### RECORDED DATA
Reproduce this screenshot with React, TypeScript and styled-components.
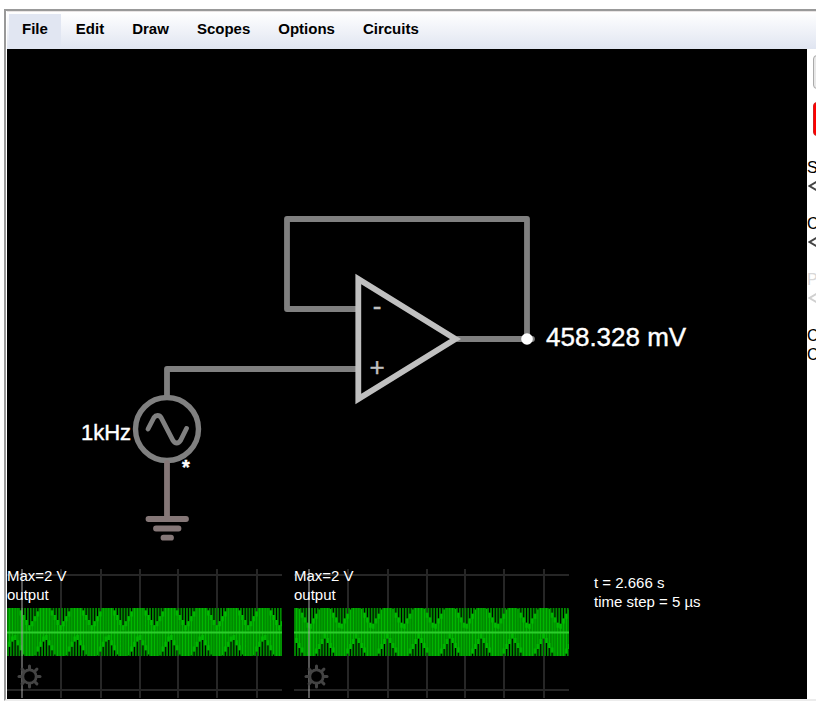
import React from "react";
import styled, { createGlobalStyle } from "styled-components";

const GlobalStyle = createGlobalStyle`
  * { box-sizing: border-box; }
  body {
    margin: 0;
    background: #fff;
    color: #000;
    font-family: "Liberation Sans", Arial, sans-serif;
    overflow: hidden;
  }
`;

const Page = styled.div`
  display: flex;
  min-height: 100vh;
  padding: 9px 0 6px 4px;
`;

const Frame = styled.div`
  flex: 1;
  min-width: 0;
  display: flex;
  flex-direction: column;
  border-top: 2px solid #999;
  border-left: 2px solid #999;
  border-bottom: 2px solid #ececec;
  padding-left: 1px;
  overflow: hidden;
`;

const MenuBar = styled.nav`
  display: flex;
  gap: 2px;
  height: 38px;
  padding: 2px 2px 0;
  border-top: 1px solid #e8e4e4;
  background: linear-gradient(#fff, #e0e5f1);
`;

const MenuButton = styled.button<{ $active?: boolean }>`
  border: 0;
  padding: 0 13px 6px;
  background: ${(p) => (p.$active ? "#e1e6f2" : "transparent")};
  color: #000;
  font: bold 15px "Liberation Sans", Arial, sans-serif;
`;

const Main = styled.main`
  flex: 1;
  display: flex;
`;

const Workspace = styled.section`
  flex: 0 0 calc(100% - 9px);
  display: flex;
  flex-direction: column;
  background: #000;
  color: #fff;
`;

const Schematic = styled.svg`
  display: block;
  width: 100%;
  flex: 1;
  font-family: "Liberation Sans", Arial, sans-serif;
`;

const ScopeRow = styled.div`
  display: flex;
  gap: 12px;
  height: 130px;
`;

const ScopePanel = styled.div`
  position: relative;
  flex: 0 0 275px;
`;

const Plot = styled.svg`
  display: block;
`;

const ScopeCaption = styled.div`
  position: absolute;
  top: -3px;
  left: 0;
  font-size: 15px;
  line-height: 19px;
  color: #fff;
`;

const SettingsButton = styled.button`
  position: absolute;
  left: 10px;
  bottom: 10px;
  width: 25px;
  height: 25px;
  padding: 0;
  border: 0;
  background: none;
`;

const SimInfo = styled.div`
  padding: 4px 0 0 13px;
  font-size: 15px;
  line-height: 19px;
  color: #fff;
`;

const Sidebar = styled.aside`
  flex: 0 0 160px;
  font-size: 16px;
  line-height: 19px;
`;

const SideButton = styled.button<{ $danger?: boolean }>`
  display: block;
  width: 148px;
  height: 34px;
  margin: 0 6px 13px;
  border: 1px solid ${(p) => (p.$danger ? "#c22" : "#aaa")};
  border-radius: 4px;
  background: ${(p) => (p.$danger ? "#f00" : "#e8e8e8")};
`;

const SideGroup = styled.div<{ $muted?: boolean }>`
  height: 56px;
  color: ${(p) => (p.$muted ? "#d8d8d8" : "#000")};
`;

const Controls = styled.div`
  height: 109px;
  padding-top: 6px;
`;

const StepButton = styled.button<{ $muted?: boolean }>`
  display: block;
  padding: 3px 1px;
  border: 0;
  background: none;
  color: ${(p) => (p.$muted ? "#d0d0d0" : "#444")};
`;

const menus = ["File", "Edit", "Draw", "Scopes", "Options", "Circuits"];

const BEAT = 31.25;
const PITCH = BEAT / 11;
const MID = 63;
const AMPLITUDE = 24;

function notchDepth(x: number, center: number) {
  const offset = (((x - center) % BEAT) + BEAT) % BEAT;
  const distance = Math.min(offset, BEAT - offset);
  return 18 * Math.pow(Math.max(0, 1 - distance / 11), 1.2);
}

function tracePaths(notch: number) {
  let peaks = "";
  let body = "";
  let glow = "";
  for (let x = 1; x < 274; x += PITCH) {
    peaks += `M${x.toFixed(2)} ${MID - AMPLITUDE}V${MID + AMPLITUDE}`;
    const bx = x + PITCH / 2;
    const upper = notchDepth(bx, notch);
    const lower = notchDepth(bx, notch + BEAT / 2);
    const top = MID - AMPLITUDE + upper;
    const bottom = MID + AMPLITUDE - lower;
    body += `M${bx.toFixed(2)} ${top.toFixed(1)}V${bottom.toFixed(1)}`;
    if (upper > 2) glow += `M${(bx - 1.4).toFixed(2)} ${top.toFixed(1)}v5h2.800v-5z`;
    if (lower > 2) glow += `M${(bx - 1.4).toFixed(2)} ${bottom.toFixed(1)}v-5h2.800v5z`;
  }
  return { peaks, body, glow };
}

function Scope({ notch }: { notch: number }) {
  const { peaks, body, glow } = tracePaths(notch);
  return (
    <ScopePanel>
      <Plot width="275" height="130" viewBox="0 0 275 130" aria-label="Scope trace">
        <path d="M54 0V129M94 0V129M133 0V129M171 0V129M210 0V129M250 0V129M0 6H275M0 121H275" stroke="#262626" strokeWidth="2" />
        <path d={peaks} stroke="#008a00" strokeWidth="1.8" />
        <path d={body} stroke="#00b800" strokeWidth="1.5" />
        <path d={glow} fill="#00c000" fillOpacity=".7" />
        <path d="M0 63.5H275" stroke="#2ccc2c" strokeWidth="2" />
        <path d="M15 0V129" stroke="#aaa" strokeOpacity=".5" strokeWidth="2" />
      </Plot>
      <ScopeCaption>
        <div>Max=2 V</div>
        <div>output</div>
      </ScopeCaption>
      <SettingsButton aria-label="Scope settings">
        <svg width="25" height="25" viewBox="-12.5 -12.5 25 25" fill="none" stroke="#444" strokeLinecap="round">
          <circle r="6.7" strokeWidth="2.8" />
          {[0, 45, 90, 135, 180, 225, 270, 315].map((a) => (
            <path key={a} d="M7.500 0H10.500" strokeWidth="3" transform={`rotate(${a})`} />
          ))}
        </svg>
      </SettingsButton>
    </ScopePanel>
  );
}

function Step({ muted }: { muted?: boolean }) {
  return (
    <StepButton $muted={muted} disabled={muted} aria-label="Decrease">
      <svg width="10" height="12" viewBox="0 0 10 12" fill="none" stroke="currentColor" strokeWidth="2" display="block">
        <path d="M10 1L1.5 6L10 11" />
      </svg>
    </StepButton>
  );
}

export default function App() {
  return (
    <Page>
      <GlobalStyle />
      <Frame>
        <MenuBar>
          {menus.map((m, i) => (
            <MenuButton key={m} $active={i === 0}>{m}</MenuButton>
          ))}
        </MenuBar>
        <Main>
          <Workspace>
            <Schematic viewBox="7 49 800 520" preserveAspectRatio="xMinYMin meet" fill="none" strokeWidth="5.8" strokeLinecap="round">
              <path d="M358 309H287V219H527V339M167 397V369H358M458 339H532" stroke="#808080" strokeLinejoin="round" />
              <path d="M358.3 279V399L455.5 339Z" stroke="#c0c0c0" strokeLinejoin="miter" />
              <circle cx="167" cy="429" r="31.5" stroke="#808080" strokeWidth="5.4" />
              <path d="M148 429L154 417.500Q155.500 415.500 157.500 415.500Q159.800 415.500 161 417.500L173 440.500Q174.500 443 176.700 443Q179 443 180.500 440.500L186.500 428.500" stroke="#808080" strokeWidth="4.8" />
              <path d="M167 463V519M148.500 519H186M156 528.500H178.500M163.500 537.700H171" stroke="#857777" />
              <circle cx="527" cy="339" r="5.8" fill="#fff" />
              <g fill="#fff" stroke="#fff" strokeWidth="0.4">
                <text x="546" y="346" fontSize="26">458.328 mV</text>
                <text x="81" y="440" fontSize="22">1kHz</text>
                <text x="182" y="474" fontSize="20" fontWeight="bold">*</text>
              </g>
              <g fill="#c0c0c0" stroke="#c0c0c0" strokeWidth="0.4" fontSize="26" textAnchor="middle">
                <text x="377" y="315">-</text>
                <text x="377" y="376">+</text>
              </g>
            </Schematic>
            <ScopeRow>
              <Scope notch={22.7} />
              <Scope notch={15.5} />
              <SimInfo>
                <div>t = 2.666 s</div>
                <div>time step = 5 µs</div>
              </SimInfo>
            </ScopeRow>
          </Workspace>
          <Sidebar>
            <Controls>
              <SideButton aria-label="Reset" />
              <SideButton $danger aria-label="Run or stop" />
            </Controls>
            <SideGroup>S<Step /></SideGroup>
            <SideGroup>C<Step /></SideGroup>
            <SideGroup $muted>P<Step muted /></SideGroup>
            <div>C</div>
            <div>C</div>
          </Sidebar>
        </Main>
      </Frame>
    </Page>
  );
}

### AIM
Note how many lines in the listing above hold the string "React", then give only that figure.

### REPLY TO THE TASK
2